Franke is a general practitioner in the Netherlands, who turned to custom GPTs to reduce paperwork and raise the quality of patient communication. She runs two clinics staffed by four physicians and a team of nurses and assistants. Together, the clinics serve about 4,300 patients who represent a cross‑section of the Netherlands running from white-collar professionals and healthcare workers to members of assisted living communities.
Much of the workload arrives as so-called e‑consults, the clinic’s asynchronous message-based consultations that flow directly through its health information system. Franke and her team of doctors each handle 30 to 40 e‑consults amounting to about 2.5 hours of work per day. Many queries involve common local issues: upper airway infections, suspicious skin spots that may be melanoma, or impetigo, a bacterial skin infection frequently seen in children.
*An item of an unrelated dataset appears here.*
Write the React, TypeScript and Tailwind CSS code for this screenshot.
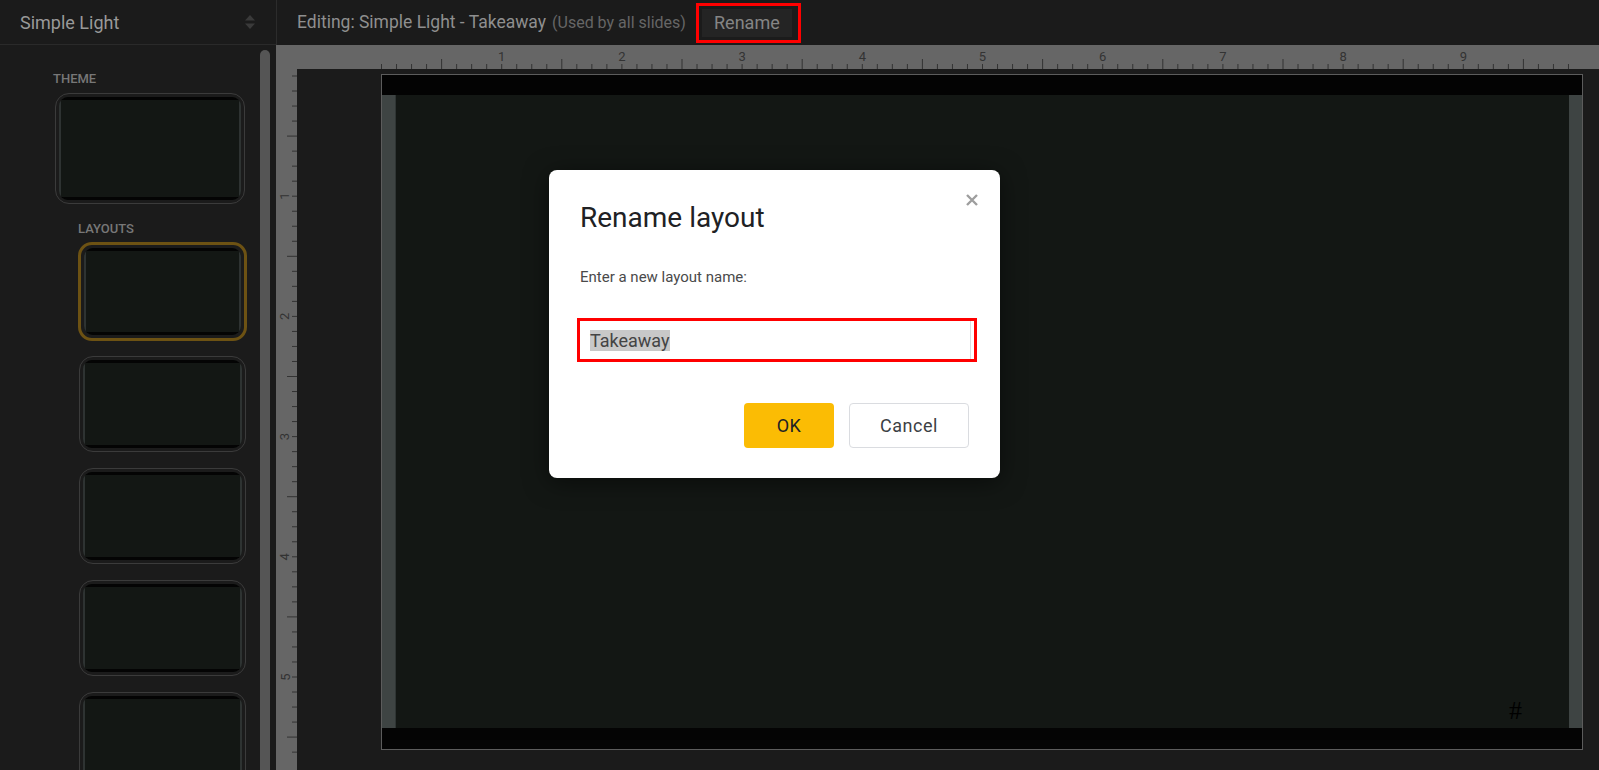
import clsx from "clsx";

const PX_PER_INCH = 120.2;

function Thumb({ selected, className }: { selected?: boolean; className?: string }) {
  return (
    <div
      className={clsx(
        "rounded-[14px] p-[3px]",
        selected ? "border-[3px] border-[#6d5213]" : "border border-[#3b3b3b]",
        className
      )}
    >
      <div className="flex h-full flex-col overflow-hidden rounded-[9px] bg-[#131714]">
        <div className="h-[3px] bg-[#040404]" />
        <div className="flex flex-1">
          <div className="w-[2px] bg-[#2e3332]" />
          <div className="flex-1" />
          <div className="w-[2px] bg-[#2e3332]" />
        </div>
        <div className="h-[3px] bg-[#040404]" />
      </div>
    </div>
  );
}

function Sidebar() {
  return (
    <aside className="flex w-[276px] shrink-0 flex-col">
      <div className="flex h-[45px] items-center justify-between border-b border-[#2a2a2a] pl-5 pr-[20px]">
        <span className="text-[18px] text-[#999]">Simple Light</span>
        <svg width="12" height="16" viewBox="0 0 12 16" className="text-[#3a3a3a]">
          <path d="M6 1 L11 6.5 H1 Z" fill="currentColor" />
          <path d="M6 15 L11 9.5 H1 Z" fill="currentColor" />
        </svg>
      </div>
      <div className="flex flex-1 overflow-hidden">
        <div className="flex-1 pt-[26px]">
          <div className="pl-[53px] text-[13px] font-medium leading-4 text-[#777]">THEME</div>
          <Thumb className="ml-[55px] mt-[6px] h-[111px] w-[190px]" />
          <div className="mt-[17px] pl-[78px] text-[13px] font-medium leading-4 text-[#777]">LAYOUTS</div>
          <div className="mt-[5px] flex flex-col gap-[16px] pl-[78px]">
            <Thumb selected className="h-[99px] w-[169px]" />
            <Thumb className="ml-px -mt-[1px] h-[96px] w-[167px]" />
            <Thumb className="ml-px h-[96px] w-[167px]" />
            <Thumb className="ml-px h-[96px] w-[167px]" />
            <Thumb className="ml-px h-[96px] w-[167px]" />
          </div>
        </div>
        <div className="mr-[6px] mt-[5px] w-[10px] rounded-t-full bg-[#555]" />
      </div>
    </aside>
  );
}

function TopBar() {
  return (
    <div className="flex h-[45px] items-center border-l border-[#2c2c2c] pl-[20px]">
      <span className="text-[17.5px] text-[#8f8f8f]">Editing: Simple Light - Takeaway</span>
      <span className="ml-[6px] text-[16px] text-[#666]">(Used by all slides)</span>
      <div className="ml-[10px] flex h-[40px] w-[105px] items-center border-[3px] border-[#ff0000] pl-[3px] pr-[6px]">
        <div className="flex h-[28px] flex-1 items-center justify-center bg-[#242424] text-[18px] text-[#858585]">
          Rename
        </div>
      </div>
    </div>
  );
}

function TopRuler() {
  const ticks = Array.from({ length: 80 }, (_, i) => i);
  const x0 = 84.5;
  return (
    <svg width="1302" height="24" className="block">
      {ticks.map((i) => {
        const x = x0 + (i * PX_PER_INCH) / 8;
        const long = i % 4 === 0 && i % 8 !== 0;
        return (
          <line key={i} x1={x} x2={x} y1={long ? 14 : 19} y2={24} stroke="#333" strokeWidth="1" />
        );
      })}
      {Array.from({ length: 9 }, (_, n) => n + 1).map((n) => (
        <text
          key={n}
          x={x0 + n * PX_PER_INCH}
          y={16}
          textAnchor="middle"
          fontSize="13"
          fill="#333"
          fontFamily="Roboto, sans-serif"
        >
          {n}
        </text>
      ))}
    </svg>
  );
}

function LeftRuler() {
  const ticks = Array.from({ length: 46 }, (_, i) => i);
  const y0 = 7;
  return (
    <svg width="21" height="701" className="block">
      {ticks.map((i) => {
        const y = y0 + (i * PX_PER_INCH) / 8;
        const long = i % 4 === 0 && i % 8 !== 0;
        return (
          <line key={i} x1={long ? 11 : 16} x2={21} y1={y} y2={y} stroke="#333" strokeWidth="1" />
        );
      })}
      {[1, 2, 3, 4, 5].map((n) => {
        const y = y0 + n * PX_PER_INCH;
        return (
          <text
            key={n}
            x={9}
            y={y}
            textAnchor="middle"
            dominantBaseline="central"
            fontSize="13"
            fill="#333"
            fontFamily="Roboto, sans-serif"
            transform={`rotate(-90 9 ${y})`}
          >
            {n}
          </text>
        );
      })}
    </svg>
  );
}

function Slide() {
  return (
    <div className="ml-[84px] mt-[5px] flex h-[676px] w-[1202px] flex-col border border-[#5c5c5c]">
      <div className="h-[20px] bg-[#030303]" />
      <div className="flex flex-1">
        <div className="w-[13px] bg-[#3e4443]" />
        <div className="relative flex-1 border-l border-[#2f3534] bg-[#131714]">
          <span className="absolute -bottom-[2px] right-[47px] font-['Liberation_Serif',serif] text-[26px] text-black">
            #
          </span>
        </div>
        <div className="w-[13px] bg-[#3e4443]" />
      </div>
      <div className="h-[21px] bg-[#040404]" />
    </div>
  );
}

function RenameDialog() {
  return (
    <div className="absolute left-[549px] top-[170px] h-[308px] w-[451px] rounded-[8px] bg-white px-[31px] pt-[30px] shadow-[0_4px_24px_rgba(0,0,0,0.5)]">
      <svg
        width="12"
        height="12"
        viewBox="0 0 12 12"
        className="absolute right-[22px] top-[24px]"
        stroke="#9e9e9e"
        strokeWidth="2.4"
      >
        <path d="M1 1 L11 11 M11 1 L1 11" />
      </svg>
      <h2 className="text-[28px] leading-[36px] text-[#202124]">Rename layout</h2>
      <p className="mt-[31px] text-[15px] leading-5 text-[#4a4a4a]">Enter a new layout name:</p>
      <div className="-ml-[3px] mt-[31px] h-[44px] w-[400px] border-[3px] border-[#ff0000] pr-[3px]">
        <div className="flex h-full items-center border-r border-[#dadce0] bg-white pl-[10px]">
          <span className="bg-[#c8c8c8] text-[18px] leading-[21px] text-[#444]">Takeaway</span>
        </div>
      </div>
      <div className="mt-[41px] flex justify-end gap-[15px]">
        <button className="h-[45px] w-[90px] rounded-[4px] bg-[#fbbc04] text-[18px] tracking-[0.5px] text-[#202124]">
          OK
        </button>
        <button className="h-[45px] w-[120px] rounded-[4px] border border-[#dadce0] bg-white text-[18px] tracking-[0.5px] text-[#3c4043]">
          Cancel
        </button>
      </div>
    </div>
  );
}

export default function App() {
  return (
    <div className="relative flex h-[770px] w-full overflow-hidden bg-[#1b1b1b] font-['Roboto',sans-serif]">
      <Sidebar />
      <main className="flex min-w-0 flex-1 flex-col">
        <TopBar />
        <div className="grid flex-1 grid-cols-[21px_1fr] grid-rows-[24px_1fr]">
          <div className="bg-[#666]" />
          <div className="overflow-hidden bg-[#666]">
            <TopRuler />
          </div>
          <div className="overflow-hidden bg-[#666]">
            <LeftRuler />
          </div>
          <div className="overflow-hidden bg-[#1b1b1b]">
            <Slide />
          </div>
        </div>
      </main>
      <RenameDialog />
    </div>
  );
}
Each message demands a thorough reply, however simple the diagnosis may be. “You cannot just say yes or no,” Franke says. “You need to give an informative answer.”
To do that quickly and consistently, she built a custom GPT she calls “email‑answerer.” It drafts patient‑ready responses that cite vetted national patient information pages and Dutch GP guidelines, while protecting all personal health information. Franke supplies the clinical gist to the GPT, which assembles a complete answer with next steps, then she edits before sending. She estimates the approach saves about one-third of her time, helping her respond fast and well while keeping her personal connection with patients.
Tone is an important part of the care. Franke uses ChatGPT's built-in readability slider to rewrite the same plan at different levels, from grade-school to academic, for various demographics in her community. That is, she uses it to tune the explanations she writes for patients with different levels of reading comprehension and domain expertise, so that everyone from healthcare professionals to residents in supported living can easily understand their care plan. She watches follow‑up questions as a real‑time check on patient comprehension.
Franke also built a GPT for a nurse who is learning cardiovascular care. Dutch protocols for cholesterol targets, kidney function thresholds, and medication indications are full of complex conditions and exceptions. The GPT ingests the guideline and the patient’s labs, asks clarifying questions to the nurse, and surfaces the next considerations as a checklist.
Franke’s clinic-level gains reflect a broader pattern in ChatGPT health use: health-related queries are one of the biggest categories of ChatGPT usage globally, totaling more than one billion chats each week. They span care options, understanding tests and results, and common symptoms.